Di Andrea Morigi da Libero del 13/03/2022
Lo scenario prossimo futuro che Giulio Terzi di Sant’Agata, già ministro degli Esteri e diplomatico di lunga esperienza, intravvede è un allargamento del conflitto russo-ucraino, soprattutto perché «Vladimir Putin, ormai riconosciuto come l’Hitler del XXI secolo anche da coloro che ne avevano simpatia, si è consegnato, mani e piedi legati, a Xi Jinping».
Perché?
«Per aggirare le sanzioni economiche, bypassare il sistema bancario occidentale, farsi sostenere nelle organizzazioni internazionali, ormai Putin non ha scelta: deve affidarsi al suo alleato più forte, che ha tutto da guadagnarci perché l’attenzione, dalla minaccia cinese, ora si sposta sul Mediterraneo».
La conseguenza qual è?
«Così la Russia diviene uno Stato vassallo della Cina, che acquista un ruolo assolutamente dominante. E tutto per un disegno ottocentesco di conquista territoriale e un equivoco sull’interpretazione della religione ortodossa da parte di Putin. Così siamo in presenza di due imperi, uno chiaramente d’impronta hitleriana. Ma anche l’altro ormai, con il genocidio nello Xin-jiang, si è avviato su quella medesima strada. E ora le due minacce si uniscono».
Quindi non è casuale se l’invasione dell’Ucraina è iniziata appena dopo le Olimpiadi invernali di Pechino?
«È evidente che la luce verde all’offensiva massiccia da parte delle truppe russe è arrivata da Pechino. Ed è altrettanto chiaro, sebbene il testo dell’intesa sia rimasto segreto, che il “patto olimpico” del 4 febbraio scorso è un patto d’acciaio. Russia e Cina dichiarano che uno sostiene le ragioni dell’altro. Non è solo un patto di mutua assistenza come lo è quello difensivo della Nato: in questo caso Xi e Putin sostengono l’uno le rivendicazioni, e anche le aggressioni militari, dell’altro. Così si legittimano le mire cinesi su Taiwan e Hong Kong e la militarizzazione del Mar della Cina, che priva una parte del mondo della libertà di navigazione e di commercio e delle ricchezze sottomarine, portate via a 7-8 Paesi, come il Vietnam, le Filippine e Taiwan».

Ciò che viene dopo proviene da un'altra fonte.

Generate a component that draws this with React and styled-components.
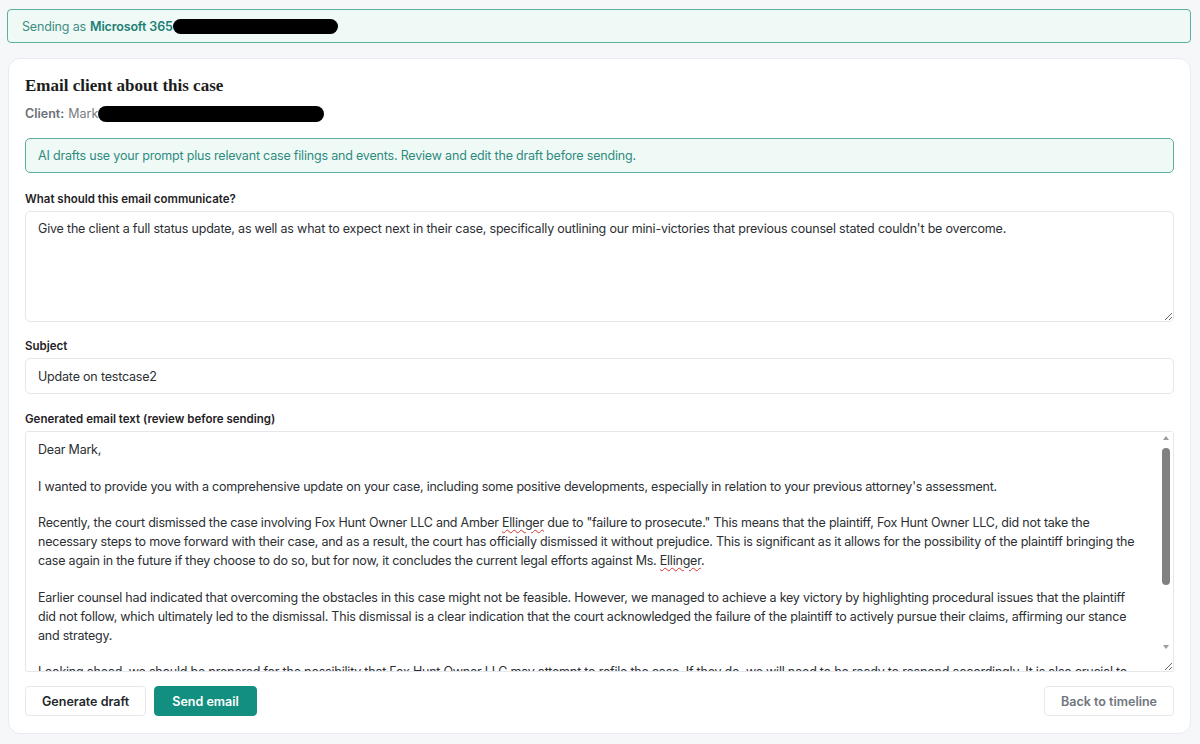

Non è il risultato opposto a quello dichiarato con l’apertura delle Vie della Seta, cioè favorire gli scambi e la pace?
«Apparentemente. La metà delle vie della Seta passa dalla Russia o da Paesi vicini per esempio in Asia centrale. Perciò, se i cinesi aprono un porto a Gibuti, o lo acquistano al Pireo, perseguono scopi commerciali, ma anche, immediatamente, militari. Le linee di comunicazione divengono zone di influenza politica, strategica, di sicurezza e militare. Attenzione a questa identità di fini. Viene un po’ da inorridire vedendo che alcune personalità politiche italiane, fanno parte da anni di comitati e consigli di amministrazione, alcuni dei quali devono promuovere proprio la narrativa sulla Via della Seta. E questo svela anche la forte influenza cinese nel mondo politico, economico, e della sicurezza italiana,con conseguenze abbastanza preoccupanti».
Vuol dire che ormai ci siamo consegnati anche noi?
«Penso che russi e cinesi non si attendessero una reazione dell’Occidente. Ma il vento è cambiato».
In quale direzione?
«La Germania è il punto centrale. Al Cremlino, soprattutto, erano abituati a considerare i tedeschi come i migliori amici e finanziatori dell’economia di Mosca e confidavano nella costruzione del gasdotto NordStream2. Con l’arroganza ironica e sadica dell’uomo che avvelena i suoi oppositori, Putin ha detto che se i consumatori tedeschi pagano poco il gas è a causa dell’operato di una personalità di governo tedesca. Con la Merkel il mercantilismo tedesco ha sacrificato tutto nelle relazioni internazionali, compresi i diritti umani. Ma ora a Berlino hanno invertito la rotta e hanno deciso di investire 100 miliardi di euro in spesa militare».
Sarà un segnale anche per noi?
«Non dovremmo trascurare che la strategia cinese postula il principio della fusione civile e militare. Per lo sviluppo del Paese si deve puntare al massimo progresso scientifico e tecnologico. A Pechino lo fanno sottraendo i risultati di ricerche e brevetti all’estero, anche in Italia. Ma quel che serve alla crescita dell’economia risulta utile anche al potenziamento delle Forze Armate e viceversa. Perciò anche noi non possiamo pensare che dare risorse alla Difesa significhi sottrarle ad altri capitoli di spesa».